Direction: From the first line of the data down to and including the line with "const BLUE = '#477be3';", copy everything exactly, leaving out pictures.

Given material:

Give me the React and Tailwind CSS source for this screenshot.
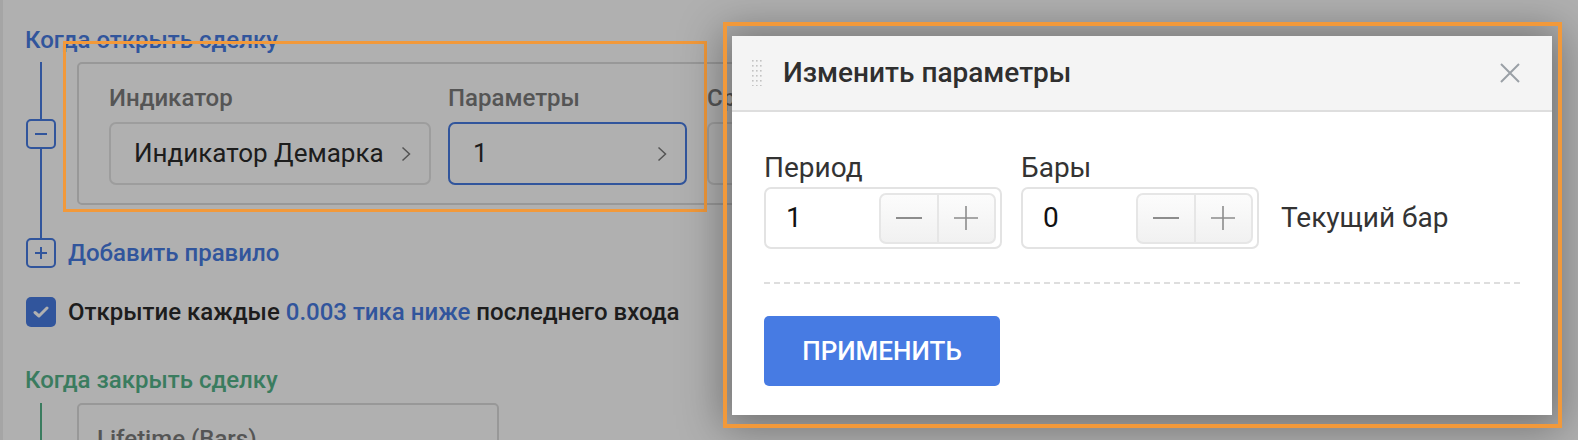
import React from 'react';

const BLUE = '#477be3';

const Chevron = () => (
  <svg width="10" height="16" viewBox="0 0 10 16" className="shrink-0">
    <path d="M1.5 1.5 L8.5 8 L1.5 14.5" fill="none" stroke="#7a7a7a" strokeWidth="1.5" />
  </svg>
);

const Select = ({ value, active, width }) => (
  <div
    className={`flex items-center justify-between h-[63px] pl-[23px] pr-[18px] rounded-[7px] border-2 ${
      active ? 'border-[#477be3]' : 'border-[#e4e4e4]'
    } ${width}`}
  >
    <span className="text-[26px] text-[#2b2b2b] truncate">{value}</span>
    <Chevron />
  </div>
);

const Field = ({ label, children }) => (
  <div className="flex flex-col gap-[10px]">
    <div className="text-[24px] leading-[28px] font-medium text-[#7c7c7c] whitespace-nowrap">{label}</div>
    {children}
  </div>
);

const SquareBtn = ({ plus }) => (
  <div className="w-[30px] h-[30px] rounded-[5px] border-2 border-[#477be3] bg-white flex items-center justify-center shrink-0">
    <svg width="14" height="14" viewBox="0 0 14 14">
      <path d="M1 7 H13" stroke={BLUE} strokeWidth="2" />
      {plus && <path d="M7 1 V13" stroke={BLUE} strokeWidth="2" />}
    </svg>
  </div>
);

const Stepper = () => (
  <div className="flex h-[51px] w-[117px] rounded-[7px] border-2 border-[#e6e6e6] bg-gradient-to-b from-[#fcfcfc] to-[#f1f1f1] overflow-hidden">
    <div className="flex-1 flex items-center justify-center border-r-2 border-[#e6e6e6]">
      <div className="w-[26px] h-[2px] bg-[#8c8c8c]" />
    </div>
    <div className="flex-1 flex items-center justify-center">
      <svg width="24" height="24" viewBox="0 0 24 24">
        <path d="M0 12 H24 M12 0 V24" stroke="#8c8c8c" strokeWidth="1.6" />
      </svg>
    </div>
  </div>
);

const NumberInput = ({ label, value }) => (
  <div className="flex flex-col gap-[3px]">
    <div className="text-[28px] leading-[32px] text-[#333]">{label}</div>
    <div className="flex items-center justify-between w-[238px] h-[62px] rounded-[7px] border-2 border-[#e3e3e3] pl-[20px] pr-[4px]">
      <span className="text-[28px] text-[#111]">{value}</span>
      <Stepper />
    </div>
  </div>
);

export default function App() {
  return (
    <div className="relative w-[1578px] h-[440px] overflow-hidden bg-white font-['Roboto',sans-serif]">
      {/* Page under the dialog */}
      <div className="h-full border-l-[3px] border-[#efefef] pl-[22px] pt-[26px]">
        <div className="text-[24px] leading-[28px] font-medium text-[#477be3]">Когда открыть сделку</div>

        <div className="flex mt-[8px]">
          <div className="w-[32px] flex flex-col items-center">
            <div className="flex-1 w-[2px] bg-[#477be3]" />
            <SquareBtn />
            <div className="flex-1 w-[2px] bg-[#477be3]" />
          </div>
          <div className="ml-[20px] w-[820px] shrink-0 rounded-[5px] border-2 border-[#dcdcdc] pl-[30px] pt-[20px] pb-[18px]">
            <div className="flex">
              <Field label="Индикатор">
                <Select value="Индикатор Демарка" width="w-[322px]" />
              </Field>
              <div className="ml-[17px]">
                <Field label="Параметры">
                  <Select value="1" active width="w-[239px]" />
                </Field>
              </div>
              <div className="ml-[20px]">
                <Field label="Сравнение">
                  <Select value="Больше" width="w-[240px]" />
                </Field>
              </div>
            </div>
          </div>
        </div>

        <div className="w-[32px] flex justify-center">
          <div className="w-[2px] h-[33px] bg-[#477be3]" />
        </div>
        <div className="flex items-center">
          <div className="w-[32px] flex justify-center">
            <SquareBtn plus />
          </div>
          <span className="ml-[11px] text-[24px] leading-[28px] font-medium text-[#477be3]">Добавить правило</span>
        </div>

        <div className="flex items-center mt-[29px]">
          <div className="w-[32px] flex justify-center">
            <div className="w-[30px] h-[30px] rounded-[5px] bg-[#477be3] flex items-center justify-center">
              <svg width="16" height="12" viewBox="0 0 16 12">
                <path d="M2 6.5 L6 10 L14 2" fill="none" stroke="white" strokeWidth="3" strokeLinecap="round" strokeLinejoin="round" />
              </svg>
            </div>
          </div>
          <span className="ml-[11px] text-[24px] leading-[28px] font-medium text-[#2b2b2b]">
            Открытие каждые <span className="text-[#477be3]">0.003 тика ниже</span> последнего входа
          </span>
        </div>

        <div className="mt-[39px] text-[24px] leading-[28px] font-medium text-[#55b48a]">Когда закрыть сделку</div>
        <div className="flex mt-[9px]">
          <div className="w-[32px] flex justify-center">
            <div className="w-[2px] h-[80px] bg-[#55b48a]" />
          </div>
          <div className="ml-[20px] w-[422px] h-[80px] rounded-[5px] border-2 border-[#dcdcdc] pl-[18px] pt-[20px]">
            <div className="text-[24px] leading-[28px] font-medium text-[#7c7c7c]">Lifetime (Bars)</div>
          </div>
        </div>
      </div>

      {/* Backdrop */}
      <div className="absolute inset-0 bg-black/[0.31]" />

      {/* Annotation around the rule */}
      <div className="absolute left-[63px] top-[41px] w-[644px] h-[171px] border-[3px] border-[#f2993a]" />

      {/* Dialog */}
      <div className="absolute left-[732px] top-[36px] w-[820px] bg-white shadow-[0_4px_40px_10px_rgba(0,0,0,0.35)]">
        <div className="flex items-center h-[76px] bg-[#f4f4f4] border-b-2 border-[#dedede] pl-[20px] pr-[32px]">
          <svg width="10" height="26" viewBox="0 0 10 26" className="shrink-0">
            {[0, 1, 2, 3, 4, 5].map((r) =>
              [0, 1, 2].map((c) => (
                <rect key={`${r}-${c}`} x={c * 4} y={r * 5} width="1.6" height="1.6" fill="#c2c2c2" />
              ))
            )}
          </svg>
          <div className="ml-[21px] text-[28px] font-medium text-[#2f2f2f]">Изменить параметры</div>
          <div className="ml-auto">
            <svg width="20" height="20" viewBox="0 0 20 20">
              <path d="M1 1 L19 19 M19 1 L1 19" stroke="#9aa0a6" strokeWidth="2" />
            </svg>
          </div>
        </div>

        <div className="px-[32px] pt-[40px] pb-[29px]">
          <div className="flex items-end">
            <NumberInput label="Период" value="1" />
            <div className="ml-[19px]">
              <NumberInput label="Бары" value="0" />
            </div>
            <div className="ml-[22px] h-[62px] flex items-center text-[28px] text-[#333]">Текущий бар</div>
          </div>

          <div className="mt-[33px] border-t-2 border-dashed border-[#dedede]" />

          <button className="mt-[32px] w-[236px] h-[70px] rounded-[5px] bg-[#477be3] text-white text-[26px] font-medium">
            ПРИМЕНИТЬ
          </button>
        </div>
      </div>

      {/* Annotation around the dialog */}
      <div className="absolute left-[723px] top-[22px] w-[839px] h-[406px] border-4 border-[#f2993a]" />
    </div>
  );
}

Expected output:
Give me the React and Tailwind CSS source for this screenshot.
import React from 'react';

const BLUE = '#477be3';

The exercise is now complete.